The Obama administration on Friday released long-awaited proposals aimed at ensuring that the growing amount of imported foods, which now account for about 15 percent of the nation’s food supply, meet U.S. safety standards.
The new rules, drafted by the Food and Drug Administration, were mandated by far-reaching legislation passed by Congress in 2010. They represent one piece in a broader effort to overhaul the nation’s approach to food safety for the first time in generations by preventing contamination and illness rather than simply reacting to outbreaks.
“This is a huge paradigm shift,” Michael R. Taylor, the Food and Drug Administration’s top food-safety official, said in an interview. “It’s a very big step that we’re taking in building the food-safety system of the future. . . . We think it’s important for public health, but we also think it’s important for public confidence.”
Under the proposed rules, domestic importers would have to vouch for the food-safety practices of their overseas suppliers. The rules also aim to improve the consistency and transparency of foreign food-safety audits, which many companies rely on to ensure the quality of their international supply chains.
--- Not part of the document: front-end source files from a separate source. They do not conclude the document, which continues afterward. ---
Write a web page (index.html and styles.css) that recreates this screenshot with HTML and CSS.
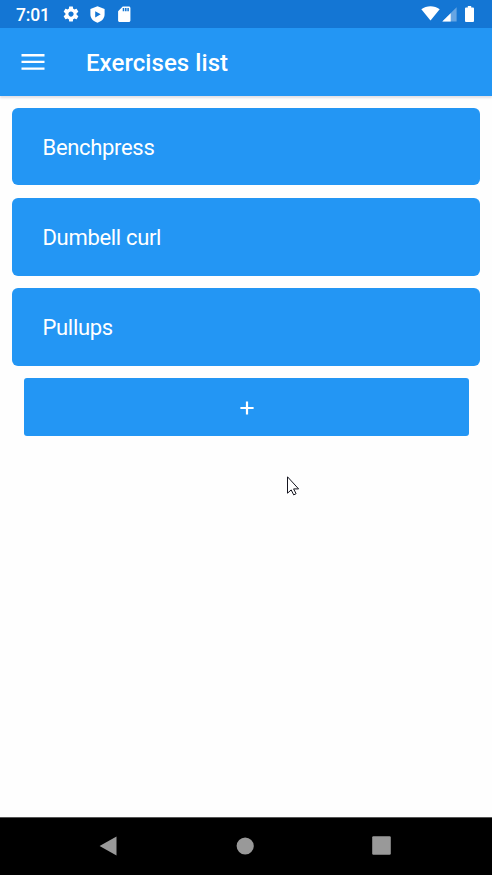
FILE: index.html
```
<!DOCTYPE html>
<html lang="en">
<head>
<meta charset="utf-8">
<title>Exercises list</title>
<link rel="stylesheet" href="styles.css">
</head>
<body>
<div class="status">
  <span class="time">7:01</span>
  <svg class="gear" viewBox="0 0 24 24"><path d="M19.43 12.98c.04-.32.07-.64.07-.98s-.03-.66-.07-.98l2.11-1.65c.19-.15.24-.42.12-.64l-2-3.46c-.12-.22-.39-.3-.61-.22l-2.49 1c-.52-.4-1.08-.73-1.69-.98l-.38-2.65C14.46 2.18 14.25 2 14 2h-4c-.25 0-.46.18-.49.42l-.38 2.65c-.61.25-1.17.59-1.69.98l-2.49-1c-.23-.09-.49 0-.61.22l-2 3.46c-.13.22-.07.49.12.64l2.11 1.65c-.04.32-.07.65-.07.98s.03.66.07.98l-2.11 1.65c-.19.15-.24.42-.12.64l2 3.46c.12.22.39.3.61.22l2.49-1c.52.4 1.08.73 1.69.98l.38 2.65c.03.24.24.42.49.42h4c.25 0 .46-.18.49-.42l.38-2.65c.61-.25 1.17-.59 1.69-.98l2.49 1c.23.09.49 0 .61-.22l2-3.46c.12-.22.07-.49-.12-.64l-2.11-1.65zM12 15.5c-1.93 0-3.5-1.57-3.5-3.5s1.57-3.5 3.5-3.5 3.5 1.57 3.5 3.5-1.57 3.5-3.5 3.5z"/></svg>
  <svg class="shield" viewBox="0 0 15 17"><path fill-rule="evenodd" d="M7.5.3 14.6 3v5.2c0 4-2.6 7-7.1 8.5C3 15.2.4 12.2.4 8.2V3zM5.200 5.200v6.200l5.500-3.100z"/></svg>
  <svg class="sd" viewBox="0 0 24 24"><path d="M18 2h-8L4.020 8 4 20c0 1.100.9 2 2 2h12c1.100 0 2-.9 2-2V4c0-1.100-.9-2-2-2zm-6 6h-2V4h2v4zm3 0h-2V4h2v4zm3 0h-2V4h2v4z"/></svg>
  <svg class="wifi" viewBox="0 0 19 15"><path d="M.3 3.300C5.500-.8 13.500-.8 18.700 3.300L9.500 14.600z"/></svg>
  <svg class="signal" viewBox="0 0 15 15"><path opacity=".35" d="M14.600.3v14.300H.3z"/><path d="M8.700 6.200v8.400H.3z"/></svg>
  <svg class="battery" viewBox="0 0 9 16"><path d="M2.800 0h3.400v1.500H8q1 0 1 1V15q0 1-1 1H1q-1 0-1-1V2.500q0-1 1-1h1.800z"/></svg>
</div>
<header class="appbar">
  <svg class="menu" viewBox="0 0 24 16"><path d="M.5 0h23v2.400H.5zM.5 6.700h23v2.400H.5zM.5 13.400h23v2.400H.5z"/></svg>
  <h1>Exercises list</h1>
</header>
<main class="list">
  <div class="card">Benchpress</div>
  <div class="card">Dumbell curl</div>
  <div class="card">Pullups</div>
  <button class="add" aria-label="Add exercise"><svg viewBox="0 0 14 14"><path d="M5.900.4h2.200v5.500h5.500v2.200H8.100v5.500H5.900V8.100H.4V5.900h5.500z"/></svg></button>
</main>
<nav class="navbar">
  <svg class="back" viewBox="0 0 18 20"><path d="M17.500.6v18.800L.6 10z"/></svg>
  <svg class="home" viewBox="0 0 18 18"><circle cx="9.200" cy="9" r="8.600"/></svg>
  <svg class="recent" viewBox="0 0 19 19"><rect x=".2" y=".2" width="18.600" height="18.600" rx="1.200"/></svg>
</nav>
<svg class="cursor" viewBox="0 0 13 20"><path d="M.5.8v16.400l3.700-3.300 2.500 5 2.400-1.200-2.500-4.800h5z"/></svg>
</body>
</html>
```
FILE: styles.css
```
* { box-sizing: border-box; }
body {
  margin: 0;
  height: 875px;
  display: flex;
  flex-direction: column;
  overflow: hidden;
  background: #fefefe;
  color: #fff;
  font-family: Roboto, sans-serif;
}
svg { display: block; fill: #fff; flex: none; }
.status {
  height: 28px;
  flex: none;
  display: flex;
  align-items: center;
  padding: 0 18px 0 16px;
  background: #1476d4;
}
.time { width: 46px; font-size: 17.5px; font-weight: 500; letter-spacing: -.2px; line-height: 28px; padding-top: 1px; }
.gear { width: 18px; height: 18px; }
.shield { width: 15px; height: 17px; margin-left: 10px; }
.sd { width: 18.5px; height: 18.5px; margin-left: 9.5px; }
.wifi { width: 19px; height: 15px; margin-left: auto; margin-top: -1px; }
.signal { width: 15px; height: 15px; margin-left: 2px; }
.battery { width: 9px; height: 16px; margin-left: 8px; margin-top: -1px; }
.appbar {
  height: 67.5px;
  flex: none;
  display: flex;
  align-items: center;
  padding-left: 21px;
  background: #2396f4;
  box-shadow: 0 2px 2px rgba(0, 0, 60, .12);
}
.menu { width: 24px; height: 16px; }
h1 { margin: 2px 0 0 41px; font-size: 24px; font-weight: 500; line-height: 28px; letter-spacing: .06px; }
.list {
  flex: 1;
  display: flex;
  flex-direction: column;
  gap: 12.5px;
  padding: 12px 12px 0;
}
.card {
  height: 77.75px;
  flex: none;
  display: flex;
  align-items: center;
  padding: 1.6px 30.5px 0;
  border-radius: 6px;
  background: #2396f4;
  font-size: 22px;
  letter-spacing: -.32px;
}
.add {
  height: 57.5px;
  margin: 0 11.5px 0 12.25px;
  padding: 2.5px 0 0;
  display: flex;
  align-items: center;
  justify-content: center;
  border: 0;
  border-radius: 3px;
  background: #2396f4;
}
.add svg { width: 14px; height: 14px; margin-left: .6px; }
.navbar {
  height: 58px;
  flex: none;
  display: flex;
  align-items: center;
  padding: 0 0 2px 99px;
  background: #000;
  border-top: 1px solid #555;
}
.navbar svg { fill: #999; }
.back { width: 18px; height: 20px; }
.home { width: 18px; height: 18px; margin-left: 119px; }
.recent { width: 19px; height: 19px; margin-left: 118px; }
.cursor {
  position: absolute;
  left: 287px;
  top: 476px;
  width: 13px;
  height: 20px;
  stroke: #15151f;
  stroke-width: 1;
}
```
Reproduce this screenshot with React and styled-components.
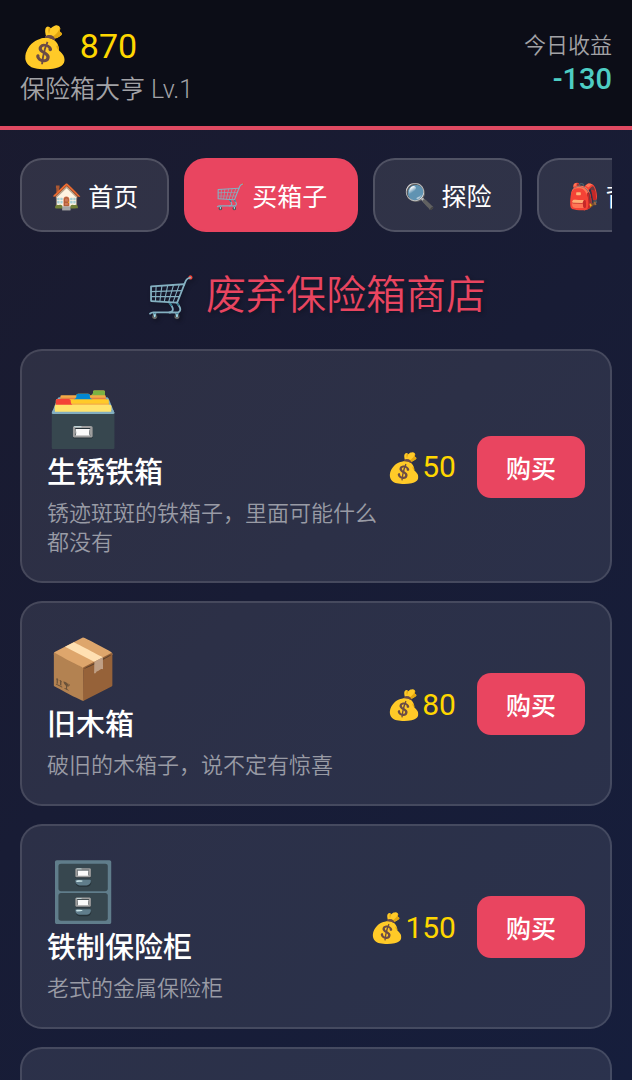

The proposals come at a time when the global food system has grown more complex and interconnected than ever, and when the volume of food pouring into the United States from every corner of the world increases each year. According to the FDA, U.S. imports come from about 150 countries. Roughly 80 percent of the seafood, half the fresh fruits and 20 percent of the vegetables consumed in the United States come from overseas. Beef, poultry and some egg products are overseen by the U.S. Department of Agriculture.
The FDA has a growing but limited overseas presence, and while it has ramped up inspections of foreign food facilities in recent years, investigators can reach only a tiny fraction of suppliers in any given country.
“There’s no way that the China office, for example, can actually check the food being imported to the U.S.,” said Caroline Smith DeWaal, food-safety director for the Center for Science in the Public Interest. “It would be mission impossible.”
In addition, the FDA inspects less than 2 percent of the food that crosses the border into the United States.
“We don’t have good insight into what’s going on with imported foods because they are not inspected overseas in a meaningful way or really at the point of entry,” said David Acheson, a managing director for food safety at Leavitt Partners and a former FDA official. “There’s a lack of understanding where the risks lie. We don’t know what we don’t know.”
The rules are intended to leverage the agency’s limited resources by creating a set of standards and relying on U.S. companies and foreign governments to ensure that overseas importers abide by them.
If adopted, they would create a “foreign supplier verification program,” in which U.S. companies would have clear legal responsibility for making sure their overseas suppliers meet U.S. safety standards. They also would establish a system in which the FDA could authorize foreign governments and private companies to accredit third-party auditors who could inspect overseas manufacturers that have a troubled history or whose products are deemed “high risk.”
Some of the largest players in the food industry have supported the new regulations and have lobbied the White House to move forward with them quickly.
“We’re a large, international company, with operations in 65 countries and over 1,000 food-producing facilities. For us, having consistency in our food-safety-management systems is essential,” said Michael Robach, vice president for food safety at Cargill. He said most companies work hard to make sure their products are safe. “But some people aren’t doing it. We’d like to see a level playing field.”
The imported food proposals come on the heels of other standards the FDA proposed in January, governing domestic food production. Those rules would affect everyone from fruit and vegetable farmers to major food processing operations. For example, produce farmers would have to ensure that their crops aren’t contaminated by animal waste or a tainted water supply; they also would have to provide adequate restrooms and hand-washing facilities for field workers. Food manufacturers would face stricter sanitation standards, from increased bathroom cleanliness rules to more stringent pest-control requirements.
The proposed import rules, like the domestic versions before it, languished at the administration’s Office of Management and Budget for more than a year, much to the frustration of consumer advocates and some FDA officials. The process grew so drawn out that the nonprofit Center for Food Safety sued the FDA for missing deadlines set by Congress. Last month, a federal judge in California agreed and ordered the agency to unveil all its food-safety proposals by late this year and finalize new rules by mid-2015.
While the latest rules were pending, numerous outbreaks involving foreign imports have sickened hundreds of Americans — including pomegranates from Turkey that have caused hepatitis A and mangoes from Mexico contaminated with salmonella.
“We want these rules finalized as soon as possible. With the delays we’ve had, we’ve seen outbreak after outbreak,” said Sandra Eskin, director of the food-safety campaign at the Pew Charitable Trusts.
Contaminated foods sicken an estimated 48 million Americans and kill 3,000 each year.
FDA plans to accept comments for the next 120 days on the proposals. It could take years before the sort of food-safety system the FDA envisions takes shape. The comment period for the domestic food rules has been extended multiple times, and given the gridlock on Capitol Hill, it remains uncertain whether the agency will get the funding it says it needs to put the law in place.
“If we don’t get the resources to adequately implement these rules,” the FDA’s Taylor said, “we won’t be able to implement them.”